What to work on: With the pictures left out, copy the listing below exactly.

** begin **

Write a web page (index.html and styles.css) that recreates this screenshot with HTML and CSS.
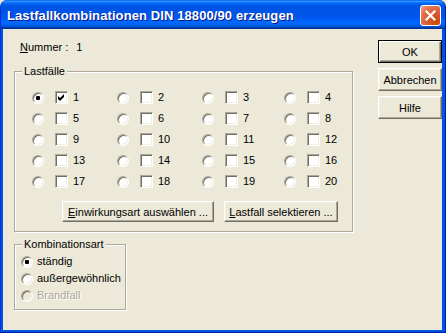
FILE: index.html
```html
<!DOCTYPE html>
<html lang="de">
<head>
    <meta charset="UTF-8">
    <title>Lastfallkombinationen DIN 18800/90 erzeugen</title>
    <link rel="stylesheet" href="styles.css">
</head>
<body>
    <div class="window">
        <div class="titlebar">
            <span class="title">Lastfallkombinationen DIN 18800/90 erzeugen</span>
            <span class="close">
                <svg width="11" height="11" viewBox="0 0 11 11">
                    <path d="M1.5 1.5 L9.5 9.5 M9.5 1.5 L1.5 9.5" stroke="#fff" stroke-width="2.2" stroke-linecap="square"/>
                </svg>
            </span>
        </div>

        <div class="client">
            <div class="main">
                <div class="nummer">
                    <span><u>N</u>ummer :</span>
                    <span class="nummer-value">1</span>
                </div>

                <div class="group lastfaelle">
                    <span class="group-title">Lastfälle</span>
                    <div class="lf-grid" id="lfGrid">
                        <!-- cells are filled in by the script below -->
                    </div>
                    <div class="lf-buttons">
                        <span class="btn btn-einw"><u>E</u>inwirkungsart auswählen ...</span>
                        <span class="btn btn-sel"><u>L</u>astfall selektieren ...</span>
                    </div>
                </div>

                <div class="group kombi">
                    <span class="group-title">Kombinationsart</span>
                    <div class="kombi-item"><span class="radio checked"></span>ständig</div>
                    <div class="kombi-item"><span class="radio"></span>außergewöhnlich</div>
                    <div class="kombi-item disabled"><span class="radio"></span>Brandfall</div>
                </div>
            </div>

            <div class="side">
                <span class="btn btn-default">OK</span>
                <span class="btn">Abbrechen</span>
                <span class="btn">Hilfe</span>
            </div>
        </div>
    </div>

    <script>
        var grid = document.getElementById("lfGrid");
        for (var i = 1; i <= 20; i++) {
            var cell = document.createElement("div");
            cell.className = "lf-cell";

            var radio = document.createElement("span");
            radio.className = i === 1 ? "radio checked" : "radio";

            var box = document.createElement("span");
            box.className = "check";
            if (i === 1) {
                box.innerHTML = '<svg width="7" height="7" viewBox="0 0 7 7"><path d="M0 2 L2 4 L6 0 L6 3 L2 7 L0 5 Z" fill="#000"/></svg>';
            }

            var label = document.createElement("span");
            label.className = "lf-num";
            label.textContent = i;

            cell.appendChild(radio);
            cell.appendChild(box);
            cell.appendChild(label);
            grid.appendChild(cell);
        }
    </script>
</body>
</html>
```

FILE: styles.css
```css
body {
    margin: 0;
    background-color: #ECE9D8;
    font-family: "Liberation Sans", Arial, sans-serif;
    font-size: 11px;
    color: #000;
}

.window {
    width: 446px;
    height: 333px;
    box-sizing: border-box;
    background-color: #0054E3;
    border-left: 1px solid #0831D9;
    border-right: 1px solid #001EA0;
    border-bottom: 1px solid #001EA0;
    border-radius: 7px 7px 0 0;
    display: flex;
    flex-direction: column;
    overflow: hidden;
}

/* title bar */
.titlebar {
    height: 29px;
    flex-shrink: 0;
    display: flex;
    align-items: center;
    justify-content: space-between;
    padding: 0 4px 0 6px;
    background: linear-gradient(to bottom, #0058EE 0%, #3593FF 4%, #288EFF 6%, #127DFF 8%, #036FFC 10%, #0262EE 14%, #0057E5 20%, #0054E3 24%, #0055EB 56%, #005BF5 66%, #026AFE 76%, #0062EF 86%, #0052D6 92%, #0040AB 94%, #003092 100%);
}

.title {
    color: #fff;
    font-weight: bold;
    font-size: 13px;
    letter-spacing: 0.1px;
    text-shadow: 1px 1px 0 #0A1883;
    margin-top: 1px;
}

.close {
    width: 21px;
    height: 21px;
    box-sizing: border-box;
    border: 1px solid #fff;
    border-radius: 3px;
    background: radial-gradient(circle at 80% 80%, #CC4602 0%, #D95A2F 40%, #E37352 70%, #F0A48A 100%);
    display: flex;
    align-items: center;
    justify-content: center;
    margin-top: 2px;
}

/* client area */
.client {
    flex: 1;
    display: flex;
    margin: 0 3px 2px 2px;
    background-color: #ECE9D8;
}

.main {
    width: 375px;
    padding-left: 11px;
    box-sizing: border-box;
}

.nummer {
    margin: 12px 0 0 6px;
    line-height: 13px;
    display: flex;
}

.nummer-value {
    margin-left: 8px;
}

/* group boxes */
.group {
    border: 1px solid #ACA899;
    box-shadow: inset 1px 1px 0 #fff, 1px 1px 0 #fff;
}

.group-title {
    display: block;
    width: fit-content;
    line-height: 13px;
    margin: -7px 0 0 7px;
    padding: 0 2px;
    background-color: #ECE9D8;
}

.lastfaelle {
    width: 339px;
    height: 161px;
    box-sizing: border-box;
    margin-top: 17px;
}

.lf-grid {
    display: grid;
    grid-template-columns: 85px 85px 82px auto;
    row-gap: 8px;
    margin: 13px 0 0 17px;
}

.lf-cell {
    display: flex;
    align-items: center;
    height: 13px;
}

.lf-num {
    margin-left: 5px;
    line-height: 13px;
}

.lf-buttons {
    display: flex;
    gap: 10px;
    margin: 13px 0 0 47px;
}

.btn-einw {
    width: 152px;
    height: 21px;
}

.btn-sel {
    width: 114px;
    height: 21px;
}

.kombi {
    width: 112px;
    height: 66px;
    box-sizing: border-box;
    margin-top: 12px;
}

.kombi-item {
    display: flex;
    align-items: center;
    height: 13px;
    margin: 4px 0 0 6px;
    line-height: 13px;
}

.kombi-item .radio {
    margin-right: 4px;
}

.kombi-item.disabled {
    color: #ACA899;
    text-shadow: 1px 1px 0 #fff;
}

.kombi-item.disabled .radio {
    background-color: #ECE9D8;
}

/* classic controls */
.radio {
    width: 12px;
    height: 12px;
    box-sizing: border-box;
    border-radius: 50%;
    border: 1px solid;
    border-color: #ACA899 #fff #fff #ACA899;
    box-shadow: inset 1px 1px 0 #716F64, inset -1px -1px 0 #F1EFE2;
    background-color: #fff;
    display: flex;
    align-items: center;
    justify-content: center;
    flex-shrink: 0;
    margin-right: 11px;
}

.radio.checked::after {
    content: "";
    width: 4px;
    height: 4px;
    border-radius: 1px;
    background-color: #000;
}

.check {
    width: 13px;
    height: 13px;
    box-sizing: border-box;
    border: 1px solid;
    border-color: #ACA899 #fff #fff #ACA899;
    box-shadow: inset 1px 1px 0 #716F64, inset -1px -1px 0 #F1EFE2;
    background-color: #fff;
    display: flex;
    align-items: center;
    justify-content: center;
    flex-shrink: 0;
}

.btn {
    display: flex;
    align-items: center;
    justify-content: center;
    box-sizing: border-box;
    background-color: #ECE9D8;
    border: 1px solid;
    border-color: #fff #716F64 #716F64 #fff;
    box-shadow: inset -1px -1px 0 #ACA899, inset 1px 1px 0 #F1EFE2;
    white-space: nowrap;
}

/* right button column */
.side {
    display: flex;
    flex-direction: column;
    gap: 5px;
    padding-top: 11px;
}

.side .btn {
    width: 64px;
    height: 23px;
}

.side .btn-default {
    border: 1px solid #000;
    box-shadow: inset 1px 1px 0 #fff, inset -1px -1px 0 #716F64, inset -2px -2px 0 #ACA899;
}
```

** end **

Worked answer:
Write a web page (index.html and styles.css) that recreates this screenshot with HTML and CSS.
FILE: index.html
```html
<!DOCTYPE html>
<html lang="de">
<head>
    <meta charset="UTF-8">
    <title>Lastfallkombinationen DIN 18800/90 erzeugen</title>
    <link rel="stylesheet" href="styles.css">
</head>
<body>
    <div class="window">
        <div class="titlebar">
            <span class="title">Lastfallkombinationen DIN 18800/90 erzeugen</span>
            <span class="close">
                <svg width="11" height="11" viewBox="0 0 11 11">
                    <path d="M1.5 1.5 L9.5 9.5 M9.5 1.5 L1.5 9.5" stroke="#fff" stroke-width="2.2" stroke-linecap="square"/>
                </svg>
            </span>
        </div>

        <div class="client">
            <div class="main">
                <div class="nummer">
                    <span><u>N</u>ummer :</span>
                    <span class="nummer-value">1</span>
                </div>

                <div class="group lastfaelle">
                    <span class="group-title">Lastfälle</span>
                    <div class="lf-grid" id="lfGrid">
                        <!-- cells are filled in by the script below -->
                    </div>
                    <div class="lf-buttons">
                        <span class="btn btn-einw"><u>E</u>inwirkungsart auswählen ...</span>
                        <span class="btn btn-sel"><u>L</u>astfall selektieren ...</span>
                    </div>
                </div>

                <div class="group kombi">
                    <span class="group-title">Kombinationsart</span>
                    <div class="kombi-item"><span class="radio checked"></span>ständig</div>
                    <div class="kombi-item"><span class="radio"></span>außergewöhnlich</div>
                    <div class="kombi-item disabled"><span class="radio"></span>Brandfall</div>
                </div>
            </div>

            <div class="side">
                <span class="btn btn-default">OK</span>
                <span class="btn">Abbrechen</span>
                <span class="btn">Hilfe</span>
            </div>
        </div>
    </div>

    <script>
        var grid = document.getElementById("lfGrid");
        for (var i = 1; i <= 20; i++) {
            var cell = document.createElement("div");
            cell.className = "lf-cell";

            var radio = document.createElement("span");
            radio.className = i === 1 ? "radio checked" : "radio";

            var box = document.createElement("span");
            box.className = "check";
            if (i === 1) {
                box.innerHTML = '<svg width="7" height="7" viewBox="0 0 7 7"><path d="M0 2 L2 4 L6 0 L6 3 L2 7 L0 5 Z" fill="#000"/></svg>';
            }

            var label = document.createElement("span");
            label.className = "lf-num";
            label.textContent = i;

            cell.appendChild(radio);
            cell.appendChild(box);
            cell.appendChild(label);
            grid.appendChild(cell);
        }
    </script>
</body>
</html>
```

FILE: styles.css
```css
body {
    margin: 0;
    background-color: #ECE9D8;
    font-family: "Liberation Sans", Arial, sans-serif;
    font-size: 11px;
    color: #000;
}

.window {
    width: 446px;
    height: 333px;
    box-sizing: border-box;
    background-color: #0054E3;
    border-left: 1px solid #0831D9;
    border-right: 1px solid #001EA0;
    border-bottom: 1px solid #001EA0;
    border-radius: 7px 7px 0 0;
    display: flex;
    flex-direction: column;
    overflow: hidden;
}

/* title bar */
.titlebar {
    height: 29px;
    flex-shrink: 0;
    display: flex;
    align-items: center;
    justify-content: space-between;
    padding: 0 4px 0 6px;
    background: linear-gradient(to bottom, #0058EE 0%, #3593FF 4%, #288EFF 6%, #127DFF 8%, #036FFC 10%, #0262EE 14%, #0057E5 20%, #0054E3 24%, #0055EB 56%, #005BF5 66%, #026AFE 76%, #0062EF 86%, #0052D6 92%, #0040AB 94%, #003092 100%);
}

.title {
    color: #fff;
    font-weight: bold;
    font-size: 13px;
    letter-spacing: 0.1px;
    text-shadow: 1px 1px 0 #0A1883;
    margin-top: 1px;
}

.close {
    width: 21px;
    height: 21px;
    box-sizing: border-box;
    border: 1px solid #fff;
    border-radius: 3px;
    background: radial-gradient(circle at 80% 80%, #CC4602 0%, #D95A2F 40%, #E37352 70%, #F0A48A 100%);
    display: flex;
    align-items: center;
    justify-content: center;
    margin-top: 2px;
}

/* client area */
.client {
    flex: 1;
    display: flex;
    margin: 0 3px 2px 2px;
    background-color: #ECE9D8;
}

.main {
    width: 375px;
    padding-left: 11px;
    box-sizing: border-box;
}

.nummer {
    margin: 12px 0 0 6px;
    line-height: 13px;
    display: flex;
}

.nummer-value {
    margin-left: 8px;
}

/* group boxes */
.group {
    border: 1px solid #ACA899;
    box-shadow: inset 1px 1px 0 #fff, 1px 1px 0 #fff;
}

.group-title {
    display: block;
    width: fit-content;
    line-height: 13px;
    margin: -7px 0 0 7px;
    padding: 0 2px;
    background-color: #ECE9D8;
}

.lastfaelle {
    width: 339px;
    height: 161px;
    box-sizing: border-box;
    margin-top: 17px;
}

.lf-grid {
    display: grid;
    grid-template-columns: 85px 85px 82px auto;
    row-gap: 8px;
    margin: 13px 0 0 17px;
}

.lf-cell {
    display: flex;
    align-items: center;
    height: 13px;
}

.lf-num {
    margin-left: 5px;
    line-height: 13px;
}

.lf-buttons {
    display: flex;
    gap: 10px;
    margin: 13px 0 0 47px;
}

.btn-einw {
    width: 152px;
    height: 21px;
}

.btn-sel {
    width: 114px;
    height: 21px;
}

.kombi {
    width: 112px;
    height: 66px;
    box-sizing: border-box;
    margin-top: 12px;
}

.kombi-item {
    display: flex;
    align-items: center;
    height: 13px;
    margin: 4px 0 0 6px;
    line-height: 13px;
}

.kombi-item .radio {
    margin-right: 4px;
}

.kombi-item.disabled {
    color: #ACA899;
    text-shadow: 1px 1px 0 #fff;
}

.kombi-item.disabled .radio {
    background-color: #ECE9D8;
}

/* classic controls */
.radio {
    width: 12px;
    height: 12px;
    box-sizing: border-box;
    border-radius: 50%;
    border: 1px solid;
    border-color: #ACA899 #fff #fff #ACA899;
    box-shadow: inset 1px 1px 0 #716F64, inset -1px -1px 0 #F1EFE2;
    background-color: #fff;
    display: flex;
    align-items: center;
    justify-content: center;
    flex-shrink: 0;
    margin-right: 11px;
}

.radio.checked::after {
    content: "";
    width: 4px;
    height: 4px;
    border-radius: 1px;
    background-color: #000;
}

.check {
    width: 13px;
    height: 13px;
    box-sizing: border-box;
    border: 1px solid;
    border-color: #ACA899 #fff #fff #ACA899;
    box-shadow: inset 1px 1px 0 #716F64, inset -1px -1px 0 #F1EFE2;
    background-color: #fff;
    display: flex;
    align-items: center;
    justify-content: center;
    flex-shrink: 0;
}

.btn {
    display: flex;
    align-items: center;
    justify-content: center;
    box-sizing: border-box;
    background-color: #ECE9D8;
    border: 1px solid;
    border-color: #fff #716F64 #716F64 #fff;
    box-shadow: inset -1px -1px 0 #ACA899, inset 1px 1px 0 #F1EFE2;
    white-space: nowrap;
}

/* right button column */
.side {
    display: flex;
    flex-direction: column;
    gap: 5px;
    padding-top: 11px;
}

.side .btn {
    width: 64px;
    height: 23px;
}

.side .btn-default {
    border: 1px solid #000;
    box-shadow: inset 1px 1px 0 #fff, inset -1px -1px 0 #716F64, inset -2px -2px 0 #ACA899;
}
```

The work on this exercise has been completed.